__Problem to work on__. Can you output the material exactly as written, minus any pictures it holds?

╭─ Provided material

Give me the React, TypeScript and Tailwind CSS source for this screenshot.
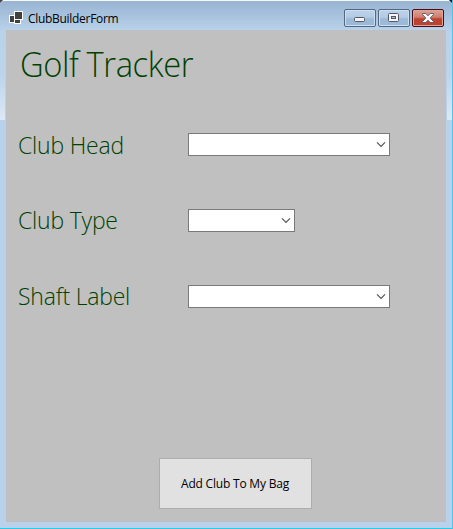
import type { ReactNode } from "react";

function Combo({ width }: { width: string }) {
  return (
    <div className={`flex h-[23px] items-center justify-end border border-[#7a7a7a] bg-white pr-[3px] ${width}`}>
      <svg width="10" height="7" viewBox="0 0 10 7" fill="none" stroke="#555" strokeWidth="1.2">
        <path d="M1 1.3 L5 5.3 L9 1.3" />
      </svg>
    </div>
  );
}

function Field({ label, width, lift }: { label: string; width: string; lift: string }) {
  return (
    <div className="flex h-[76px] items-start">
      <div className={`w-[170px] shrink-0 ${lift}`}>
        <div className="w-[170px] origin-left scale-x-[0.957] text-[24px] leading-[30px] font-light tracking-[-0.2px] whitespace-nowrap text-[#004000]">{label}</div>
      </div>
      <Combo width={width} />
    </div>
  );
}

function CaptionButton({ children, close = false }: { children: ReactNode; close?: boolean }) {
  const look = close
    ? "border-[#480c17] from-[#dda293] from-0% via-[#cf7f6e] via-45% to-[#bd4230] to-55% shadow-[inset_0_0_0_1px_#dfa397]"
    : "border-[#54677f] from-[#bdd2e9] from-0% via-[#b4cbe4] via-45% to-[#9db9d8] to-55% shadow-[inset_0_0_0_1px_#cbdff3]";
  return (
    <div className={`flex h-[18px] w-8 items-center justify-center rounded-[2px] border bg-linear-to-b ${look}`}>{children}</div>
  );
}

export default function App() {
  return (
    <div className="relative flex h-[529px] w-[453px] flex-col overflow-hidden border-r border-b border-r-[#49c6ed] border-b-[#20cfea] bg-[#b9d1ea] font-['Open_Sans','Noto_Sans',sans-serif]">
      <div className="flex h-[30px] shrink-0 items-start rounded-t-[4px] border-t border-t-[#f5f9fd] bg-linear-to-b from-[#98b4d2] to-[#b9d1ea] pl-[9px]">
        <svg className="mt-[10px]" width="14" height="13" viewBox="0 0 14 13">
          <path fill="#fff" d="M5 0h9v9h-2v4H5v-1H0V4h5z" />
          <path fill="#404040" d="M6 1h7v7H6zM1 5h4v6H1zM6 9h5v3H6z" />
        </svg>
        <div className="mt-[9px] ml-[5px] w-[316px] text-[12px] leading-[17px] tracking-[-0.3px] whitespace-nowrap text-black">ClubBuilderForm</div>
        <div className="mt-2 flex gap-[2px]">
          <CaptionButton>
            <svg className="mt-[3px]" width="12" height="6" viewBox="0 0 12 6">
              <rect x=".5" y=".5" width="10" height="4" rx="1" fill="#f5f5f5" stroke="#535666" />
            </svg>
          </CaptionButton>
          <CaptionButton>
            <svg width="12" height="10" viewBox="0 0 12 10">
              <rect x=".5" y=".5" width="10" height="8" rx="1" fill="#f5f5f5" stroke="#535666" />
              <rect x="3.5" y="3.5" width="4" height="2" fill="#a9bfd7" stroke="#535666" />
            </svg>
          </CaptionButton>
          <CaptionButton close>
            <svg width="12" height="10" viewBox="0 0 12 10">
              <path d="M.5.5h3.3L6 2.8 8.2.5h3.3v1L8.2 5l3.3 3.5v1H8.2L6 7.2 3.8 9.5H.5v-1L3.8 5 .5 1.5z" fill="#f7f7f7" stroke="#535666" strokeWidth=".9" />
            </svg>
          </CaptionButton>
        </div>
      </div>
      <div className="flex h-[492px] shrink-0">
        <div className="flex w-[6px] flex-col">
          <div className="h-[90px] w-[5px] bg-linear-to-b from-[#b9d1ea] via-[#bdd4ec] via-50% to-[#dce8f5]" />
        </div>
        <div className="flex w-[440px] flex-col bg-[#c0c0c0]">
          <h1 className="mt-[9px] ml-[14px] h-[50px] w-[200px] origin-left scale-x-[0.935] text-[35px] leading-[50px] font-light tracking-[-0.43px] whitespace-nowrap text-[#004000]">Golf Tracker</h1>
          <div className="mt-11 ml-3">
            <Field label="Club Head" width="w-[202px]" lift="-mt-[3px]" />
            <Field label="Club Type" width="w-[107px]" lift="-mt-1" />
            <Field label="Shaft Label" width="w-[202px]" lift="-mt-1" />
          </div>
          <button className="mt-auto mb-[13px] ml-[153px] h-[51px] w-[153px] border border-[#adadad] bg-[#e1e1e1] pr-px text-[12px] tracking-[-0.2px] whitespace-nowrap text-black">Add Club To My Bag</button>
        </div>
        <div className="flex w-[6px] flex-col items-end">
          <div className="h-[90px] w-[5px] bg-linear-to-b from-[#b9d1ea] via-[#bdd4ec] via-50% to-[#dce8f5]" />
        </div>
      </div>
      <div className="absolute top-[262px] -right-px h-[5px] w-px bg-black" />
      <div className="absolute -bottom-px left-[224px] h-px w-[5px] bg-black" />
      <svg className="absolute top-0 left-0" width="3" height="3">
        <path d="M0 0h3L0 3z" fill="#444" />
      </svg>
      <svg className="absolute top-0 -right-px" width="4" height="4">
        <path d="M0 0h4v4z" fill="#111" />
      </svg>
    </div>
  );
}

╰─

__Answer below__.
Give me the React, TypeScript and Tailwind CSS source for this screenshot.
import type { ReactNode } from "react";

function Combo({ width }: { width: string }) {
  return (
    <div className={`flex h-[23px] items-center justify-end border border-[#7a7a7a] bg-white pr-[3px] ${width}`}>
      <svg width="10" height="7" viewBox="0 0 10 7" fill="none" stroke="#555" strokeWidth="1.2">
        <path d="M1 1.3 L5 5.3 L9 1.3" />
      </svg>
    </div>
  );
}

function Field({ label, width, lift }: { label: string; width: string; lift: string }) {
  return (
    <div className="flex h-[76px] items-start">
      <div className={`w-[170px] shrink-0 ${lift}`}>
        <div className="w-[170px] origin-left scale-x-[0.957] text-[24px] leading-[30px] font-light tracking-[-0.2px] whitespace-nowrap text-[#004000]">{label}</div>
      </div>
      <Combo width={width} />
    </div>
  );
}

function CaptionButton({ children, close = false }: { children: ReactNode; close?: boolean }) {
  const look = close
    ? "border-[#480c17] from-[#dda293] from-0% via-[#cf7f6e] via-45% to-[#bd4230] to-55% shadow-[inset_0_0_0_1px_#dfa397]"
    : "border-[#54677f] from-[#bdd2e9] from-0% via-[#b4cbe4] via-45% to-[#9db9d8] to-55% shadow-[inset_0_0_0_1px_#cbdff3]";
  return (
    <div className={`flex h-[18px] w-8 items-center justify-center rounded-[2px] border bg-linear-to-b ${look}`}>{children}</div>
  );
}

export default function App() {
  return (
    <div className="relative flex h-[529px] w-[453px] flex-col overflow-hidden border-r border-b border-r-[#49c6ed] border-b-[#20cfea] bg-[#b9d1ea] font-['Open_Sans','Noto_Sans',sans-serif]">
      <div className="flex h-[30px] shrink-0 items-start rounded-t-[4px] border-t border-t-[#f5f9fd] bg-linear-to-b from-[#98b4d2] to-[#b9d1ea] pl-[9px]">
        <svg className="mt-[10px]" width="14" height="13" viewBox="0 0 14 13">
          <path fill="#fff" d="M5 0h9v9h-2v4H5v-1H0V4h5z" />
          <path fill="#404040" d="M6 1h7v7H6zM1 5h4v6H1zM6 9h5v3H6z" />
        </svg>
        <div className="mt-[9px] ml-[5px] w-[316px] text-[12px] leading-[17px] tracking-[-0.3px] whitespace-nowrap text-black">ClubBuilderForm</div>
        <div className="mt-2 flex gap-[2px]">
          <CaptionButton>
            <svg className="mt-[3px]" width="12" height="6" viewBox="0 0 12 6">
              <rect x=".5" y=".5" width="10" height="4" rx="1" fill="#f5f5f5" stroke="#535666" />
            </svg>
          </CaptionButton>
          <CaptionButton>
            <svg width="12" height="10" viewBox="0 0 12 10">
              <rect x=".5" y=".5" width="10" height="8" rx="1" fill="#f5f5f5" stroke="#535666" />
              <rect x="3.5" y="3.5" width="4" height="2" fill="#a9bfd7" stroke="#535666" />
            </svg>
          </CaptionButton>
          <CaptionButton close>
            <svg width="12" height="10" viewBox="0 0 12 10">
              <path d="M.5.5h3.3L6 2.8 8.2.5h3.3v1L8.2 5l3.3 3.5v1H8.2L6 7.2 3.8 9.5H.5v-1L3.8 5 .5 1.5z" fill="#f7f7f7" stroke="#535666" strokeWidth=".9" />
            </svg>
          </CaptionButton>
        </div>
      </div>
      <div className="flex h-[492px] shrink-0">
        <div className="flex w-[6px] flex-col">
          <div className="h-[90px] w-[5px] bg-linear-to-b from-[#b9d1ea] via-[#bdd4ec] via-50% to-[#dce8f5]" />
        </div>
        <div className="flex w-[440px] flex-col bg-[#c0c0c0]">
          <h1 className="mt-[9px] ml-[14px] h-[50px] w-[200px] origin-left scale-x-[0.935] text-[35px] leading-[50px] font-light tracking-[-0.43px] whitespace-nowrap text-[#004000]">Golf Tracker</h1>
          <div className="mt-11 ml-3">
            <Field label="Club Head" width="w-[202px]" lift="-mt-[3px]" />
            <Field label="Club Type" width="w-[107px]" lift="-mt-1" />
            <Field label="Shaft Label" width="w-[202px]" lift="-mt-1" />
          </div>
          <button className="mt-auto mb-[13px] ml-[153px] h-[51px] w-[153px] border border-[#adadad] bg-[#e1e1e1] pr-px text-[12px] tracking-[-0.2px] whitespace-nowrap text-black">Add Club To My Bag</button>
        </div>
        <div className="flex w-[6px] flex-col items-end">
          <div className="h-[90px] w-[5px] bg-linear-to-b from-[#b9d1ea] via-[#bdd4ec] via-50% to-[#dce8f5]" />
        </div>
      </div>
      <div className="absolute top-[262px] -right-px h-[5px] w-px bg-black" />
      <div className="absolute -bottom-px left-[224px] h-px w-[5px] bg-black" />
      <svg className="absolute top-0 left-0" width="3" height="3">
        <path d="M0 0h3L0 3z" fill="#444" />
      </svg>
      <svg className="absolute top-0 -right-px" width="4" height="4">
        <path d="M0 0h4v4z" fill="#111" />
      </svg>
    </div>
  );
}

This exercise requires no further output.